The state machine describes and controls the state and health of Workers, Devices and Test Jobs.

Workers

For each worker, two variables describe the current status: state and health.

State

The state is an internal variable, set by lava-server-gunicorn when receiving (or not) pings from each worker.

  • Online: the worker is sending PING to the server
  • Offline: the worker hasn't sent any messages for a while

Health

When worker health is set to Maintenance, no jobs will be ran on the attached devices.

The worker health can be:

  • Active
  • Maintenance
  • Retired

Warning

When a worker is Offline, none of the attached devices will be used to schedule new jobs.

Devices

For each device, two variables describe the current status: state and health.

State

The state is an internal variable, set by lava-scheduler and lava-server-gunicorn when scheduling, starting, canceling and ending test jobs.

  • Idle: not in use by any test job
  • Reserved: has been reserved for a test job but the test job is not running yet
  • Running: currently running a test job

Health

The health can be used by admins to indicate if a device should be used by the scheduler or not.

Moreover, when ending an health-check, the device health will be set according to the test job health.

  • Good: the device passed the health-check
  • Unknown
  • Looping: should run health-checks in a loop
  • Bad: the device failed the health-check
  • Maintenance
  • Retired

TestJobs

For each test job, two variables are describing the current status: state and health.

State

  • Submitted: waiting in the queue
  • Scheduling: part of a multinode test job where some sub-jobs are still in Submitted
  • Scheduled: has been scheduled. For multinode, it means that all sub-jobs are also scheduled
  • Running: currently running on a device
  • Canceling: has been canceled but not ended yet
  • Finished

Note

Only multinode test jobs use Scheduling. When all sub-jobs are in Scheduling, lava-scheduler will transition all test jobs to Scheduled.

Health

  • Unknown: default value that will be overridden when the job is finished.
  • Complete: the job was able to finish
  • Incomplete: the job was not able to dinish
  • Canceled: the test job was canceled.

Scheduler

The scheduler is called by lava-scheduler approximately every 20 seconds or when receiving specific events.

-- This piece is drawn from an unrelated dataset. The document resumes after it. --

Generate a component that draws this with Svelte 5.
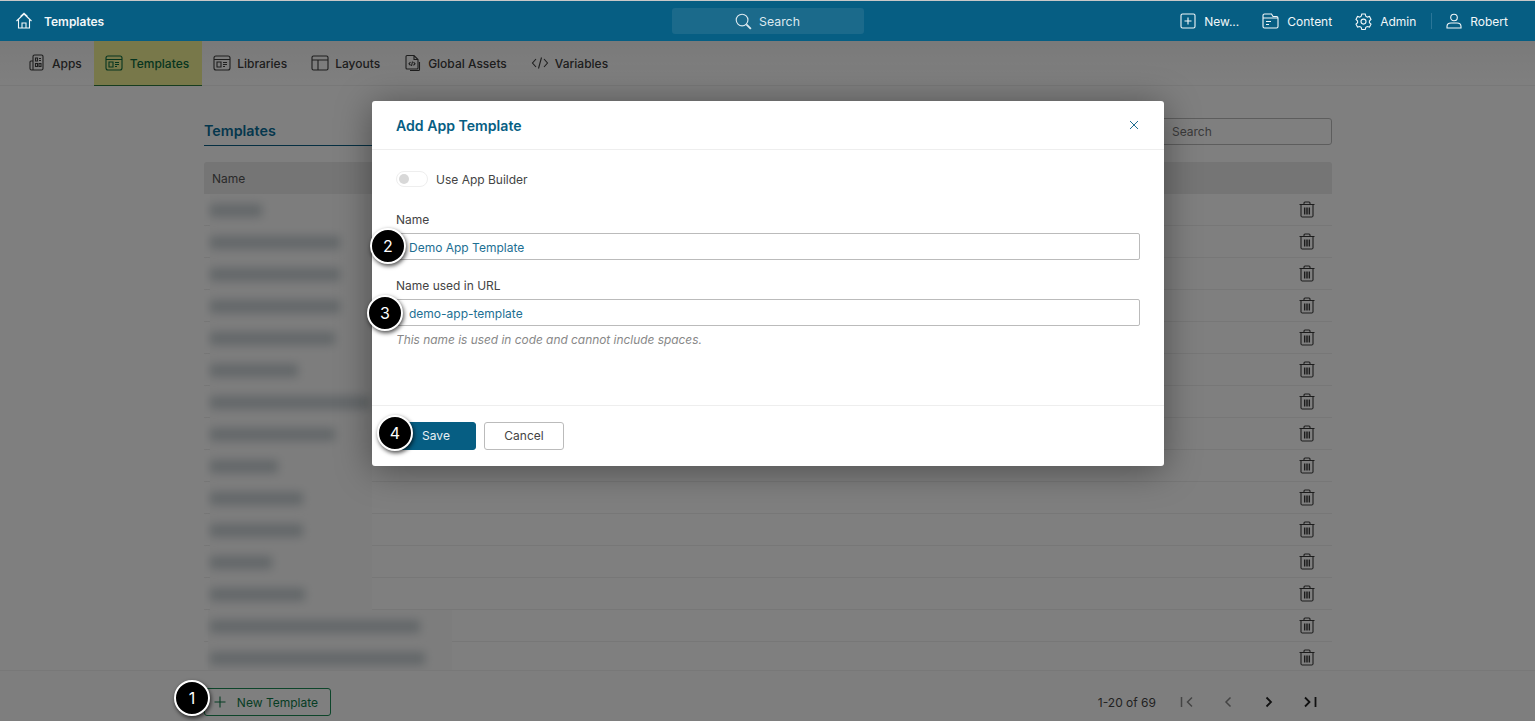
<script>
  const tabs = [
    { name: "Apps", icon: "apps" },
    { name: "Templates", icon: "tpl", active: true },
    { name: "Libraries", icon: "tpl" },
    { name: "Layouts", icon: "layout" },
    { name: "Global Assets", icon: "assets" },
    { name: "Variables", icon: "code" }
  ];
  // widths of the blurred names in the list
  const rows = [52, 130, 130, 130, 125, 88, 160, 125, 68, 93, 93, 62, 95, 210, 215];
</script>

<div class="page">
  <header class="topbar">
    <div class="brand">
      <svg width="18" height="18" viewBox="0 0 18 18" fill="none" stroke="currentColor" stroke-width="1.1">
        <path d="M1.5 9 9 2l7.5 7M3.5 7.5V16h11V7.5M7 16v-5h4v5M5.5 4.5 9 1.2l3.5 3.3" />
      </svg>
      <span>Templates</span>
    </div>
    <div class="search-wrap">
      <div class="search">
        <svg width="17" height="17" viewBox="0 0 18 18" fill="none" stroke="currentColor" stroke-width="1.2">
          <circle cx="7.5" cy="7.5" r="6.2" />
          <path d="m12 12 4.8 4.8" stroke-width="2" />
        </svg>
        <span>Search</span>
      </div>
    </div>
    <nav class="actions">
      <div class="action">
        <svg width="16" height="16" viewBox="0 0 16 16" fill="none" stroke="currentColor" stroke-width="1.1">
          <rect x="1" y="1" width="14" height="14" rx="1.5" />
          <path d="M8 4.5v7M4.5 8h7" />
        </svg>
        <span>New...</span>
      </div>
      <div class="action">
        <svg width="17" height="16" viewBox="0 0 17 16" fill="none" stroke="currentColor" stroke-width="1.1">
          <path d="M1 3v10.500a1.500 1.500 0 0 0 1.500 1.500h12a1.500 1.500 0 0 0 1.500-1.500V5a1.500 1.500 0 0 0-1.500-1.500H11L9.500 1H2.500A1.500 1.500 0 0 0 1 2.500V5h15M4 8.500h5M4 11.500h3" />
        </svg>
        <span>Content</span>
      </div>
      <div class="action">
        <svg width="17" height="17" viewBox="0 0 17 17" fill="none" stroke="currentColor" stroke-width="1.1">
          <path d="M6.800 1h3.400l.6 2.200 1.500.9 2.200-.6 1.500 3-1.600 1.500v1.700l1.600 1.500-1.500 2.900-2.200-.6-1.500.9-.6 2.200H6.800l-.6-2.200-1.500-.9-2.200.6-1.500-2.900L2.600 9.700V8L1 6.500l1.500-3 2.200.6 1.500-.9z" />
          <circle cx="8.500" cy="8.600" r="2.500" />
        </svg>
        <span>Admin</span>
      </div>
      <i class="sep"></i>
      <div class="action">
        <svg width="16" height="16" viewBox="0 0 16 16" fill="none" stroke="currentColor" stroke-width="1.1">
          <circle cx="8" cy="4.500" r="3.300" />
          <path d="M1 15v-1.500C1 11.300 3 10 5 10h6c2 0 4 1.300 4 3.500V15z" />
        </svg>
        <span>Robert</span>
      </div>
    </nav>
  </header>

  <div class="under">
    <div class="tabs">
      {#each tabs as t}
        <div class="tab" class:active={t.active}>
          <svg width="18" height="18" viewBox="0 0 18 18" fill="none" stroke="currentColor" stroke-width="1.1">
            {#if t.icon === "apps"}
              <path d="M5 15.500V2.500A1.500 1.500 0 0 1 6.500 1h7A1.500 1.500 0 0 1 15 2.500v12a1.500 1.500 0 0 1-1.500 1.500h-10A1.500 1.500 0 0 1 2 14.500V8a1 1 0 0 1 1-1h2M7.500 4h2v3h-2zM11 4.500h2M11 6.500h2M7.500 9.500h2v3h-2zM11 9.500h2v3h-2z" />
            {:else if t.icon === "tpl"}
              <rect x="1" y="2" width="16" height="14" rx="2" />
              <path d="M1 5.500h16M4 8h4v5H4zM10 8.500h4M10 10.500h4M10 12.500h2" />
            {:else if t.icon === "layout"}
              <rect x="1" y="2" width="16" height="14" rx="1.500" />
              <path d="M1 6h16M7 6v10" />
            {:else if t.icon === "assets"}
              <path d="M3 1.500h7l4 4V14a1 1 0 0 1-1 1H3a1 1 0 0 1-1-1V2.500a1 1 0 0 1 1-1zM10 1.500V5.500h4M15.500 8v7.500a1 1 0 0 1-1 1H6M6.500 8 5 9.700l1.500 1.700M9.500 8 11 9.700l-1.500 1.700M8.500 7.500l-1 4.500" />
            {:else}
              <path d="M5 5 1.500 9 5 13M13 5l3.500 4-3.500 4M10.500 3.500l-3 11" />
            {/if}
          </svg>
          <span>{t.name}</span>
        </div>
      {/each}
    </div>

    <main class="content">
      <div class="title-row">
        <h2>Templates</h2>
        <input class="list-search" placeholder="Search" />
      </div>
      <div class="table-head">Name</div>
      <div class="table-body">
        {#each rows as w, i}
          <div class="row">
            <div class="name-cell" class:wide={i > 12}>
              <span class="blur" style="width: {w}px"></span>
            </div>
            <svg class="trash" width="16" height="17" viewBox="0 0 16 17" fill="none" stroke="currentColor" stroke-width="1.1">
              <path d="M.5 3.500h15M5 3.500V2a1 1 0 0 1 1-1h4a1 1 0 0 1 1 1v1.500M2 3.500v11.500a1.200 1.200 0 0 0 1.200 1h9.600a1.200 1.200 0 0 0 1.200-1V3.500M5.500 6.500v7M7.200 6.500v7M8.800 6.500v7M10.500 6.500v7" />
            </svg>
          </div>
        {/each}
      </div>
    </main>

    <footer class="bottom">
      <button class="new-btn">
        <svg width="12" height="12" viewBox="0 0 12 12" fill="none" stroke="currentColor" stroke-width="1.1">
          <path d="M6 .5v11M.5 6h11" />
        </svg>
        New Template
      </button>
      <div class="pager">
        <span class="count">1-20 of 69</span>
        <svg class="off" width="14" height="12" viewBox="0 0 14 12" fill="none" stroke="currentColor" stroke-width="1.500"><path d="M1.500 1v10M12 1.500 7.500 6l4.500 4.500" /></svg>
        <svg class="off" width="14" height="12" viewBox="0 0 14 12" fill="none" stroke="currentColor" stroke-width="1.500"><path d="M9.500 1.500 5 6l4.500 4.500" /></svg>
        <svg width="14" height="12" viewBox="0 0 14 12" fill="none" stroke="currentColor" stroke-width="1.800"><path d="M4.500 1.500 9 6l-4.500 4.500" /></svg>
        <svg width="14" height="12" viewBox="0 0 14 12" fill="none" stroke="currentColor" stroke-width="1.800"><path d="M2 1.500 6.500 6 2 10.500M12.500 1v10" /></svg>
      </div>
    </footer>

    <div class="backdrop"></div>
  </div>

  <section class="modal">
    <div class="modal-head">
      <h3>Add App Template</h3>
      <svg width="10" height="10" viewBox="0 0 10 10" fill="none" stroke="currentColor" stroke-width="0.900"><path d="m1 1 8 8M9 1 1 9" /></svg>
    </div>
    <div class="modal-body">
      <div class="toggle-row">
        <span class="toggle"><i></i></span>
        <span>Use App Builder</span>
      </div>
      <div class="field first">
        <label for="tpl-name">Name</label>
        <input id="tpl-name" value="Demo App Template" />
      </div>
      <div class="field">
        <label for="tpl-url">Name used in URL</label>
        <input id="tpl-url" value="demo-app-template" />
        <p>This name is used in code and cannot include spaces.</p>
      </div>
    </div>
    <div class="modal-foot">
      <button class="save">Save</button>
      <button class="cancel">Cancel</button>
    </div>
  </section>

  <b class="callout c1">1</b>
  <b class="callout c2">2</b>
  <b class="callout c3">3</b>
  <b class="callout c4">4</b>
</div>

<style>
  :global(body) {
    margin: 0;
    overflow: hidden;
  }

  .page {
    position: relative;
    width: 1535px;
    height: 721px;
    overflow: hidden;
    display: flex;
    flex-direction: column;
    font-family: Inter, "Liberation Sans", sans-serif;
    font-size: 12px;
    color: #333;
    background: #fff;
  }

  .topbar {
    flex: none;
    height: 40px;
    box-sizing: content-box;
    border-top: 1px solid #c8c8c8;
    background: #065e83;
    color: #f2f7f9;
    display: grid;
    grid-template-columns: 1fr 192px 1fr;
    align-items: center;
  }

  .brand {
    display: flex;
    align-items: center;
    gap: 11px;
    padding-left: 15px;
    font-weight: 600;
  }

  .search-wrap {
    display: flex;
  }

  .search {
    width: 100%;
    height: 26px;
    border-radius: 3px;
    background: #1b6a8b;
    display: flex;
    align-items: center;
    justify-content: center;
    gap: 7px;
    color: #dce9ef;
    font-size: 12.3px;
  }

  .actions {
    display: flex;
    align-items: center;
    justify-content: flex-end;
    gap: 23px;
    padding-right: 27px;
  }

  .action {
    display: flex;
    align-items: center;
    gap: 8px;
  }

  .sep {
    width: 1px;
    height: 16px;
    background: #2a7698;
    margin: 0 -9px 0 -8px;
  }

  .under {
    position: relative;
    flex: 1;
    min-height: 0;
    display: flex;
    flex-direction: column;
    background: #fff;
  }

  .tabs {
    flex: none;
    height: 44px;
    border-bottom: 1px solid #f0f0f0;
    padding-left: 16px;
    display: flex;
    font-weight: 500;
    color: #3c3c3c;
    background: linear-gradient(#f4f4f4, #fff);
  }

  .tab {
    display: flex;
    align-items: center;
    gap: 6px;
    padding: 0 12px;
  }

  .tab.active {
    background: #f0f094;
    border-bottom: 1px solid #2f7a3f;
    color: #0d6b3f;
    margin: 0 -1px -1px 0;
    gap: 7px;
    padding: 0 13px 0 11px;
  }

  .content {
    flex: 1;
    min-height: 0;
    width: 1128px;
    margin-left: 204px;
    overflow: hidden;
    display: flex;
    flex-direction: column;
  }

  .title-row {
    flex: none;
    height: 60px;
    box-sizing: border-box;
    padding-top: 32px;
    display: flex;
    justify-content: space-between;
    align-items: flex-start;
  }

  .title-row h2 {
    margin: 0;
    width: 400px;
    height: 27px;
    border-bottom: 1px solid #0a5f85;
    font-size: 14.3px;
    line-height: 26px;
    font-weight: 600;
    color: #0a6f9a;
  }

  .list-search {
    width: 198px;
    height: 27px;
    box-sizing: border-box;
    border: 1px solid #bbb;
    border-radius: 3px;
    padding: 0 0 0 37px;
    font: 12px Inter, sans-serif;
    background: #fff;
  }

  .table-head {
    flex: none;
    height: 32px;
    box-sizing: border-box;
    margin-top: 16px;
    background: #eaeaea;
    border-radius: 3px 3px 0 0;
    padding: 1px 0 0 8px;
    line-height: 32px;
    color: #555;
  }

  .row {
    height: 32px;
    box-sizing: border-box;
    border-bottom: 1px solid #eee;
    padding: 0 17px 0 6px;
    display: flex;
    align-items: center;
    justify-content: space-between;
  }

  /* the blurred patch hides the row line under it */
  .name-cell {
    width: 162px;
    height: 32px;
    margin-bottom: -1px;
    background: #fbfbfb;
    display: flex;
    align-items: center;
  }

  .name-cell.wide {
    width: 242px;
    margin-left: -2px;
    padding-left: 2px;
  }

  .blur {
    height: 13px;
    background: #c6ced2;
    filter: blur(5px);
  }

  .trash {
    color: #3a3a3a;
  }

  .bottom {
    flex: none;
    height: 51px;
    box-sizing: border-box;
    border-top: 1px solid #f0f0f0;
    padding: 0 218px 5px 204px;
    display: flex;
    align-items: flex-end;
    justify-content: space-between;
    background: #fdfdfd;
  }

  .new-btn {
    width: 127px;
    height: 28px;
    border: 1px solid #1a8a55;
    border-radius: 3px;
    background: #fff;
    color: #0d7a48;
    font: 12px Inter, sans-serif;
    display: flex;
    align-items: center;
    justify-content: flex-end;
    gap: 11px;
    padding: 0 12px 0 0;
  }

  .pager {
    height: 28px;
    display: flex;
    align-items: center;
    gap: 27px;
    color: #222;
  }

  .count {
    margin-right: -3px;
    color: #444;
  }

  .pager .off {
    color: #888;
  }

  .backdrop {
    position: absolute;
    inset: 0;
    background: rgba(0, 0, 0, 0.5);
  }

  .modal {
    position: absolute;
    left: 372px;
    top: 101px;
    width: 792px;
    height: 365px;
    background: #fff;
    border-radius: 3px;
    box-shadow: 0 4px 36px rgba(0, 0, 0, 0.4);
    display: flex;
    flex-direction: column;
  }

  .modal-head {
    flex: none;
    height: 48px;
    border-bottom: 1px solid #eee;
    padding: 0 25px 0 24px;
    display: flex;
    align-items: center;
    justify-content: space-between;
    color: #065e83;
  }

  .modal-head h3 {
    margin: 0;
    font-size: 14.1px;
    font-weight: 600;
  }

  .modal-body {
    flex: 1;
    padding: 0 24px;
  }

  .toggle-row {
    height: 58px;
    display: flex;
    align-items: center;
    gap: 8px;
    color: #444;
  }

  .toggle {
    width: 32px;
    height: 16px;
    box-sizing: border-box;
    border: 1px solid #eee;
    border-radius: 8px;
    display: flex;
    align-items: center;
    padding-left: 2px;
  }

  .toggle i {
    width: 10px;
    height: 10px;
    border-radius: 50%;
    background: #d8d8d8;
  }

  .field {
    margin-bottom: 19px;
  }

  .field.first {
    margin-top: 5px;
  }

  .field label {
    display: block;
    height: 14px;
    line-height: 14px;
    margin-bottom: 6px;
    color: #444;
  }

  .field input {
    display: block;
    width: 100%;
    height: 27px;
    box-sizing: border-box;
    border: 1px solid #bbb;
    border-radius: 2px;
    padding: 1px 12px 0;
    font: 12px Inter, sans-serif;
    color: #1d6f93;
    outline: none;
  }

  .field p {
    margin: 6px 0 0;
    font-size: 11.9px;
    font-style: italic;
    color: #888;
  }

  .modal-foot {
    flex: none;
    height: 60px;
    border-top: 1px solid #eee;
    padding-left: 24px;
    display: flex;
    align-items: center;
    gap: 8px;
  }

  .modal-foot button {
    width: 80px;
    height: 28px;
    border-radius: 3px;
    padding: 0 0 2px;
    font: 12px Inter, sans-serif;
  }

  .save {
    background: #065e83;
    border: 1px solid #065e83;
    color: #e8f1f5;
  }

  .cancel {
    background: #fff;
    border: 1px solid #bbb;
    color: #444;
  }

  .callout {
    position: absolute;
    width: 32px;
    height: 32px;
    box-sizing: content-box;
    border: 2px solid #fff;
    border-radius: 50%;
    background: #000;
    color: #fff;
    font: 400 16px/32px Inter, sans-serif;
    text-align: center;
    box-shadow: 1px 2px 4px rgba(0, 0, 0, 0.7);
  }

  .c1 { left: 174px; top: 680px; }
  .c2 { left: 370px; top: 228px; }
  .c3 { left: 367px; top: 295px; }
  .c4 { left: 377px; top: 415px; }
</style>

The scheduler starts by scheduling health-checks. The remaining devices are then considered for test jobs.

Health-checks

To ensure that health-checks are always scheduled when needed, they will be considered first by the scheduler before regular test jobs.

The scheduler will only consider devices where:

  • device state is Idle
  • device health is Good, Unknown or Looping
  • worker state is Online

Test jobs

The scheduler will only consider devices where:

  • device state is Idle
  • device health is Good or Unknown
  • worker state is Online